General information
- Type: 32-passenger airliner
- National origin: United States
- Manufacturer: Lockheed Corporation
- Status: Canceled
- Number built: None

= Lockheed Model 44 Excalibur =

Proposed American airliner

The Lockheed Model 44 Excalibur was a proposed American airliner designed by Lockheed. The Model 44 was the first four-engined design from the company, a low-wing monoplane with a retractable tricycle landing gear. Originally fitted with twin fins, the design ended up with three fins. It was to be powered by four 1200 hp Pratt & Whitney Twin Wasp radial engines. Pan American Airways was close to ordering the Excalibur when Lockheed abandoned the project to devote its resources to developing the Model 49 Constellation that had been ordered by Trans World Airlines.

==Design and development==
In the late 1930s, American aircraft companies such as Boeing and Douglas started developing airliners capable of carrying more passengers at longer ranges than any previous airliner. Douglas, which had the majority of the airliner market with its DC-3, was having trouble finding customers for its proposed Douglas DC-4E (not to be confused with the later DC-4).
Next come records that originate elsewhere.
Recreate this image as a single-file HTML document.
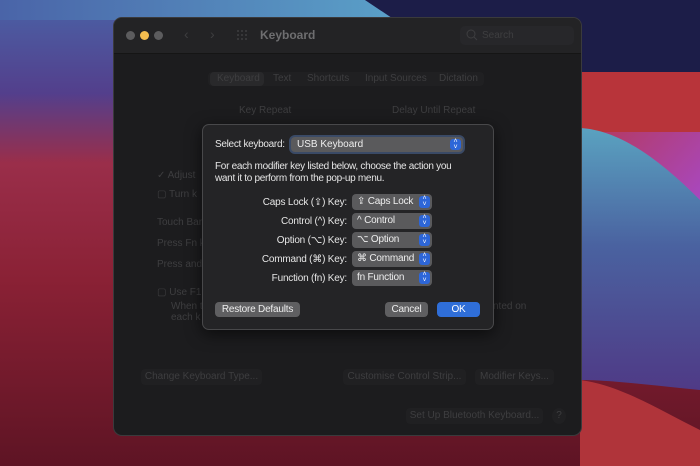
<!DOCTYPE html>
<html><head><style>
*{margin:0;padding:0;box-sizing:border-box}
body{width:700px;height:466px;overflow:hidden;position:relative;font-family:"Liberation Sans",sans-serif;background:#6a1a2a}
.abs{position:absolute}
.dim{color:#3e3e40;font-size:10px;position:absolute}
.lbl{position:absolute;width:140px;text-align:right;color:#e6e6e6;font-size:10px;letter-spacing:-0.2px}
.pop{position:absolute;left:352px;width:80px;height:16px;background:#5a5a5c;border-radius:4px;color:#eee;font-size:10px;line-height:16px;padding-left:5px;letter-spacing:-0.2px}
.pop b,.sel b{position:absolute;right:2px;top:2px;width:11px;height:12px;background:#2d66d8;border-radius:3px;font-weight:normal;color:#fff;font-size:7px;line-height:6px;text-align:center}
.btn{position:absolute;height:15px;border-radius:4px;background:#5f5f61;color:#eee;font-size:10px;line-height:15px;text-align:center;letter-spacing:-0.2px}
.gb{position:absolute;height:16px;border-radius:4px;background:#202022;color:#3e3e40;font-size:10px;line-height:16px;text-align:center}
</style></head><body>
<svg class="abs" style="left:0;top:0" width="700" height="466">
<defs>
<linearGradient id="L" x1="0" y1="0" x2="0" y2="1"><stop offset="0" stop-color="#4a62a6"/><stop offset=".2" stop-color="#533f8c"/><stop offset=".35" stop-color="#9a2e4a"/><stop offset=".6" stop-color="#8a2135"/><stop offset="1" stop-color="#5e1424"/></linearGradient>
<linearGradient id="T" x1="0" y1="0" x2="1" y2="0"><stop offset="0" stop-color="#4a64a8"/><stop offset="1" stop-color="#5aa0c8"/></linearGradient>
<linearGradient id="R" x1="0" y1="0" x2="0" y2="1"><stop offset="0" stop-color="#5aa2c0"/><stop offset=".45" stop-color="#4a62a0"/><stop offset="1" stop-color="#4f3a86"/></linearGradient>
<linearGradient id="P" x1="0" y1="0" x2="1" y2="1"><stop offset="0" stop-color="#b8343a"/><stop offset="1" stop-color="#a848c0"/></linearGradient>
</defs>
<rect width="700" height="466" fill="url(#L)"/>
<polygon points="0,0 365,0 395,20 0,20" fill="url(#T)"/>
<polygon points="365,0 700,0 700,72 395,72 395,20" fill="#1c1d48"/>
<rect x="580" y="72" width="120" height="130" fill="url(#P)"/>
<rect x="580" y="72" width="120" height="60" fill="#b8343a"/>
<path d="M580,128 C620,130 660,160 700,200 L700,390 C650,385 610,380 580,380 Z" fill="url(#R)"/>
<path d="M580,380 C620,385 660,410 700,430 L700,466 L580,466Z" fill="#b0343a"/>
</svg>
<div class="abs" style="left:113px;top:17px;width:469px;height:419px;background:#1c1c1e;border-radius:9px;border:1px solid #3a3a3c;overflow:hidden">
 <div class="abs" style="left:0;top:0;width:469px;height:36px;background:#232325;border-bottom:1px solid #151515"></div>
</div>
<div class="abs" style="left:126px;top:31px;width:9px;height:9px;border-radius:50%;background:#5c5c5e"></div>
<div class="abs" style="left:140px;top:31px;width:9px;height:9px;border-radius:50%;background:#f4bd4f"></div>
<div class="abs" style="left:154px;top:31px;width:9px;height:9px;border-radius:50%;background:#5c5c5e"></div>
<div class="abs" style="left:184px;top:26px;color:#3e3e40;font-size:14px">&#8249;</div>
<div class="abs" style="left:210px;top:26px;color:#3e3e40;font-size:14px">&#8250;</div>
<svg class="abs" style="left:236px;top:29px" width="13" height="13"><g fill="#3e3e40"><circle cx="2" cy="2" r="1"/><circle cx="6" cy="2" r="1"/><circle cx="10" cy="2" r="1"/><circle cx="2" cy="6" r="1"/><circle cx="6" cy="6" r="1"/><circle cx="10" cy="6" r="1"/><circle cx="2" cy="10" r="1"/><circle cx="6" cy="10" r="1"/><circle cx="10" cy="10" r="1"/></g></svg>
<div class="abs" style="left:260px;top:28px;color:#6e6e70;font-size:12px;font-weight:bold">Keyboard</div>
<div class="abs" style="left:460px;top:26px;width:114px;height:19px;border-radius:5px;background:#27272a"></div>
<svg class="abs" style="left:466px;top:29px" width="12" height="12"><circle cx="5" cy="5" r="4" stroke="#3e3e40" fill="none"/><line x1="8" y1="8" x2="11" y2="11" stroke="#3e3e40"/></svg>
<div class="abs" style="left:482px;top:30px;color:#3e3e40;font-size:10px">Search</div>
<div class="abs" style="left:208px;top:72px;width:276px;height:14px;border-radius:4px;background:#202022"></div>
<div class="abs" style="left:210px;top:72px;width:54px;height:14px;border-radius:4px;background:#29292b"></div>
<div class="dim" style="left:217px;top:73px">Keyboard</div>
<div class="dim" style="left:273px;top:73px">Text</div>
<div class="dim" style="left:307px;top:73px">Shortcuts</div>
<div class="dim" style="left:365px;top:73px">Input Sources</div>
<div class="dim" style="left:439px;top:73px">Dictation</div>
<div class="dim" style="left:239px;top:105px">Key Repeat</div>
<div class="dim" style="left:392px;top:105px">Delay Until Repeat</div>
<div class="dim" style="left:157px;top:170px">&#10003; Adjust</div>
<div class="dim" style="left:157px;top:189px">&#9634; Turn k</div>
<div class="dim" style="left:157px;top:217px">Touch Bar</div>
<div class="dim" style="left:157px;top:238px">Press Fn k</div>
<div class="dim" style="left:157px;top:259px">Press and</div>
<div class="dim" style="left:157px;top:287px">&#9634; Use F1</div>
<div class="dim" style="left:171px;top:301px">When t</div>
<div class="dim" style="left:171px;top:312px">each k</div>
<div class="dim" style="left:493px;top:301px">nted on</div>
<div class="gb" style="left:141px;top:369px;width:121px">Change Keyboard Type...</div>
<div class="gb" style="left:343px;top:369px;width:123px">Customise Control Strip...</div>
<div class="gb" style="left:475px;top:369px;width:79px">Modifier Keys...</div>
<div class="gb" style="left:406px;top:408px;width:137px">Set Up Bluetooth Keyboard...</div>
<div class="gb" style="left:552px;top:408px;width:14px;border-radius:50%">?</div>

<div class="abs" style="left:202px;top:124px;width:292px;height:206px;background:#242426;border:1px solid #48484a;border-radius:7px;box-shadow:0 4px 16px rgba(0,0,0,.6)"></div>
<div class="abs" style="left:215px;top:139px;color:#e6e6e6;font-size:10px;letter-spacing:-0.3px">Select keyboard:</div>
<div class="sel abs" style="left:291px;top:137px;width:172px;height:15px;background:#5a5a5c;border-radius:4px;box-shadow:0 0 0 2px #3a4a66;color:#eee;font-size:10px;line-height:15px;padding-left:6px">USB Keyboard<b style="top:2px;height:11px">&#708;<br>&#709;</b></div>
<div class="abs" style="left:215px;top:161px;color:#e6e6e6;font-size:10px;line-height:12px;width:252px;letter-spacing:-0.3px">For each modifier key listed below, choose the action you want it to perform from the pop-up menu.</div>
<div class="lbl" style="top:197px;left:207px">Caps Lock (&#8682;) Key:</div>
<div class="lbl" style="top:216px;left:207px">Control (^) Key:</div>
<div class="lbl" style="top:235px;left:207px">Option (&#8997;) Key:</div>
<div class="lbl" style="top:254px;left:207px">Command (&#8984;) Key:</div>
<div class="lbl" style="top:273px;left:207px">Function (fn) Key:</div>
<div class="pop" style="top:194px">&#8682; Caps Lock<b>&#708;<br>&#709;</b></div>
<div class="pop" style="top:213px">^ Control<b>&#708;<br>&#709;</b></div>
<div class="pop" style="top:232px">&#8997; Option<b>&#708;<br>&#709;</b></div>
<div class="pop" style="top:251px">&#8984; Command<b>&#708;<br>&#709;</b></div>
<div class="pop" style="top:270px">fn Function<b>&#708;<br>&#709;</b></div>
<div class="btn" style="left:215px;top:302px;width:85px">Restore Defaults</div>
<div class="btn" style="left:385px;top:302px;width:43px">Cancel</div>
<div class="btn" style="left:437px;top:302px;width:43px;background:#2f6ed8;color:#fff">OK</div>
</body></html>
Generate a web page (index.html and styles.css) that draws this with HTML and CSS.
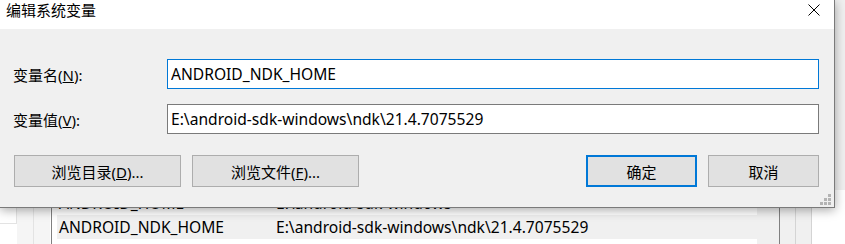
FILE: index.html
```html
<!DOCTYPE html>
<html lang="zh-CN">
<head>
    <meta charset="UTF-8">
    <title>编辑系统变量</title>
    <link rel="stylesheet" href="styles.css">
</head>
<body>
    <div class="desktop">
        <!-- window behind the dialog -->
        <div class="back-window">
            <div class="gutter">
                <div class="gutter-cell first"></div>
                <div class="gutter-cell"></div>
                <div class="gutter-cell"></div>
            </div>
            <div class="var-list">
                <div class="var-row">
                    <span class="var-name">ANDROID_HOME</span>
                    <span class="var-value">E:\android-sdk-windows</span>
                </div>
                <div class="var-row selected">
                    <span class="var-name">ANDROID_NDK_HOME</span>
                    <span class="var-value">E:\android-sdk-windows\ndk\21.4.7075529</span>
                </div>
            </div>
            <div class="side-pane">
                <div class="pane-col"></div>
                <div class="pane-col"></div>
            </div>
        </div>

        <div class="dialog">
            <div class="title-bar">
                <span class="title">编辑系统变量</span>
                <button class="close-btn" aria-label="关闭">
                    <svg width="12" height="12" viewBox="0 0 12 12">
                        <path d="M0.5 0.5 L11.5 11.5 M11.5 0.5 L0.5 11.5" stroke="#000" stroke-width="1" fill="none"/>
                    </svg>
                </button>
            </div>
            <div class="dialog-body">
                <div class="field-row">
                    <label for="varName">变量名(<u>N</u>):</label>
                    <input type="text" id="varName" class="focused" value="ANDROID_NDK_HOME">
                </div>
                <div class="field-row">
                    <label for="varValue">变量值(<u>V</u>):</label>
                    <input type="text" id="varValue" value="E:\android-sdk-windows\ndk\21.4.7075529">
                </div>
                <div class="button-row">
                    <button class="btn btn-wide">浏览目录(<u>D</u>)...</button>
                    <button class="btn btn-wide">浏览文件(<u>F</u>)...</button>
                    <div class="spacer"></div>
                    <button class="btn btn-default">确定</button>
                    <button class="btn">取消</button>
                </div>
            </div>
            <svg class="grip" width="11" height="11" viewBox="0 0 11 11">
                <rect x="8" y="0" width="3" height="3" fill="#b4b4b4"/>
                <rect x="4" y="4" width="3" height="3" fill="#b4b4b4"/>
                <rect x="8" y="4" width="3" height="3" fill="#b4b4b4"/>
                <rect x="0" y="8" width="3" height="3" fill="#b4b4b4"/>
                <rect x="4" y="8" width="3" height="3" fill="#b4b4b4"/>
                <rect x="8" y="8" width="3" height="3" fill="#b4b4b4"/>
            </svg>
        </div>
    </div>
</body>
</html>
```

FILE: styles.css
```css
body {
    margin: 0;
    overflow: hidden;
    font-family: "Segoe UI", "Noto Sans", "Noto Sans CJK SC", sans-serif;
    font-size: 15px;
    color: #000;
}
.desktop {
    position: relative;
    width: 845px;
    height: 244px;
    background-color: #f0f0f0;
}

/* Window behind */
.back-window {
    position: absolute;
    left: 0;
    top: 190px;
    right: 0;
    bottom: 0;
    display: flex;
    background-color: #fff;
}
.gutter {
    display: flex;
    width: 51px;
    border-right: 1px solid #808080;
}
.gutter-cell {
    width: 16px;
    border-right: 1px solid #e3e3e3;
    background-color: #f5f5f5;
}
.gutter-cell.first {
    background-color: #fff;
    height: 33px;
    border-bottom: 1px solid #e3e3e3;
}
.gutter-cell:last-child {
    border-right: none;
}
.var-list {
    width: 727px;
    padding: 1px 22px 0 5px;
    box-sizing: border-box;
    background: linear-gradient(to right, #fff 705px, #f0f0f0 705px);
    font-size: 15.6px;
}
.var-row {
    display: flex;
    align-items: center;
    height: 24px;
}
.var-row.selected {
    background-color: #f0f0f0;
}
.var-name {
    width: 217px;
    padding-left: 2px;
}
.side-pane {
    display: flex;
    border-left: 1px solid #808080;
}
.pane-col {
    width: 15px;
    background-color: #f0f0f0;
    border-right: 1px solid #d4d4d4;
}

/* Dialog */
.dialog {
    position: relative;
    width: 835px;
    height: 208px;
    box-sizing: border-box;
    background-color: #f0f0f0;
    border-right: 1px solid #7a7a7a;
    border-bottom: 1px solid #7a7a7a;
    box-shadow: 0 2px 10px rgba(0, 0, 0, 0.35);
}
.title-bar {
    display: flex;
    justify-content: space-between;
    height: 29px;
    background-color: #fff;
    padding-left: 6px;
}
.title {
    line-height: 20px;
}
.close-btn {
    background: none;
    border: none;
    padding: 0;
    margin: 4px 14px 0 0;
    width: 12px;
    height: 12px;
    display: flex;
}
.dialog-body {
    padding: 30px 15px 0 13px;
}
.field-row {
    display: flex;
    align-items: center;
    margin-bottom: 15px;
}
.field-row label {
    width: 154px;
}
.field-row input {
    flex: 1;
    height: 30px;
    box-sizing: border-box;
    border: 1px solid #7a7a7a;
    padding: 0 3px;
    font-family: inherit;
    font-size: 15.6px;
    outline: none;
    background-color: #fff;
}
.field-row input.focused {
    border-color: #0078d7;
}
.button-row {
    display: flex;
    gap: 11px;
    margin-top: 21px;
    padding-left: 1px;
}
.spacer {
    flex: 1;
}
.btn {
    height: 32px;
    width: 111px;
    background-color: #e1e1e1;
    border: 1px solid #adadad;
    font-family: inherit;
    font-size: 15px;
    color: #000;
    padding: 0;
}
.btn-wide {
    width: 167px;
}
.btn-default {
    border: 2px solid #0078d7;
}
.grip {
    position: absolute;
    right: 3px;
    bottom: 2px;
}
```
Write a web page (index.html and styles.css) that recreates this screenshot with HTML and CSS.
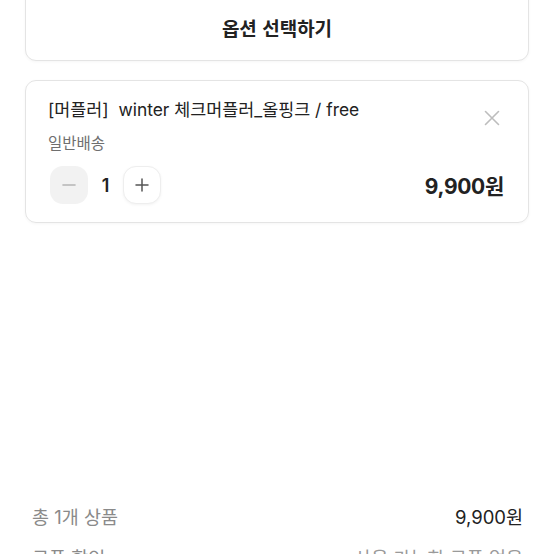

Around this time, the Lockheed Aircraft Corporation was studying different airliner projects. The first was the Model 27, which had a canard configuration. The other two were the L-104 and L-105. The L-105 was smaller, with 1200 hp engines, and was more conventional than the L-104. These studies led Lockheed's Burbank facility to settle on a design dubbed Model 44, a four-engined airliner that was announced to the public in April 1939. Soon afterwards, the new airliner was dubbed Excalibur. The Excalibur resembled an enlarged Model 10 Electra. It would be powered by four Wright GR-1820 Cyclone 9 radial engines, rated at 1000 hp, or four Pratt & Whitney R-1830 Twin Wasp radials. Its wingspan was 95 ft 9 in, its length was 82 ft 6 in, and its projected maximum speed was in the 250–280 mph range. Several variants were proposed, to accommodate different passenger loads.

The original Excalibur design envisioned a 21-passenger payload, with a 240 mph cruising speed. This was revised to 36 passengers at 268 mph cruise at 12000 ft altitude. This change included increasing the fuselage diameter, making it comparable to the Model 18 Lodestar, and increasing the wingspan to 95 ft 9 in with an area of 1000 ft2. A tricycle landing gear with steerable nosewheel was envisioned. With the revised specifications, the Excalibur could now effectively compete with the near monopoly Douglas had on the airliner market. Its projected performance was better (except in range) than the Boeing 307 Stratoliner. The revision of specifications was partially due to a request from Pan American Airlines; their influence also caused the addition of the third tailfin. A variant designated the L-144, able to carry 40 passengers was planned, but was ultimately cancelled even though South African Airways had placed a potential order for two examples. Lockheed proceeded with a full-scale mockup of the proposed Excalibur, including most of the airliner except the right wing.

The eccentric billionaire Howard Hughes, who recently gained ownership of Transcontinental & Western Air (dubbed TWA for short), decided to provide funding for the new Excalibur. He had a plan in mind to vastly improve the characteristics of the Excalibur by increasing comfort, speed and profit of the aircraft. It was thus that Hughes invited three workers from Lockheed and Jack Frye (president of TWA) to a meeting at his Hancock Park residence. The Lockheed employees included Clarence "Kelly" Johnson and Robert E. Gross. Hughes expressed his requirements for the "airliner of the future": a payload of 36 passengers (or 20 sleeping berths), a six-person crew, a 3600 mi range, a 300 mph cruise speed, and a weight of 23.5–25 MT. This meant that the Excalibur would have to get a 100 mph increase in speed and be able to fly 1000 ft higher. It would need to cross the United States nonstop. The first decision was to re-engine the Excalibur with Wright R-2600 radials, which had not been tested yet. The next decision was to start from scratch while saving the overall shape and triple tail configuration of the original Excalibur.

The new design differed so much from the original Excalibur, that a different model designation was needed. It was first given the temporary designation L-104, then it was later officially designated the Model 49 or "Excalibur A". In time, the Model 49 would become a completely different aircraft from the original Model 44. Lockheed later dropped the name "Excalibur" as the new airliner had little to do with its predecessor. The end result was the Lockheed L-049 Constellation.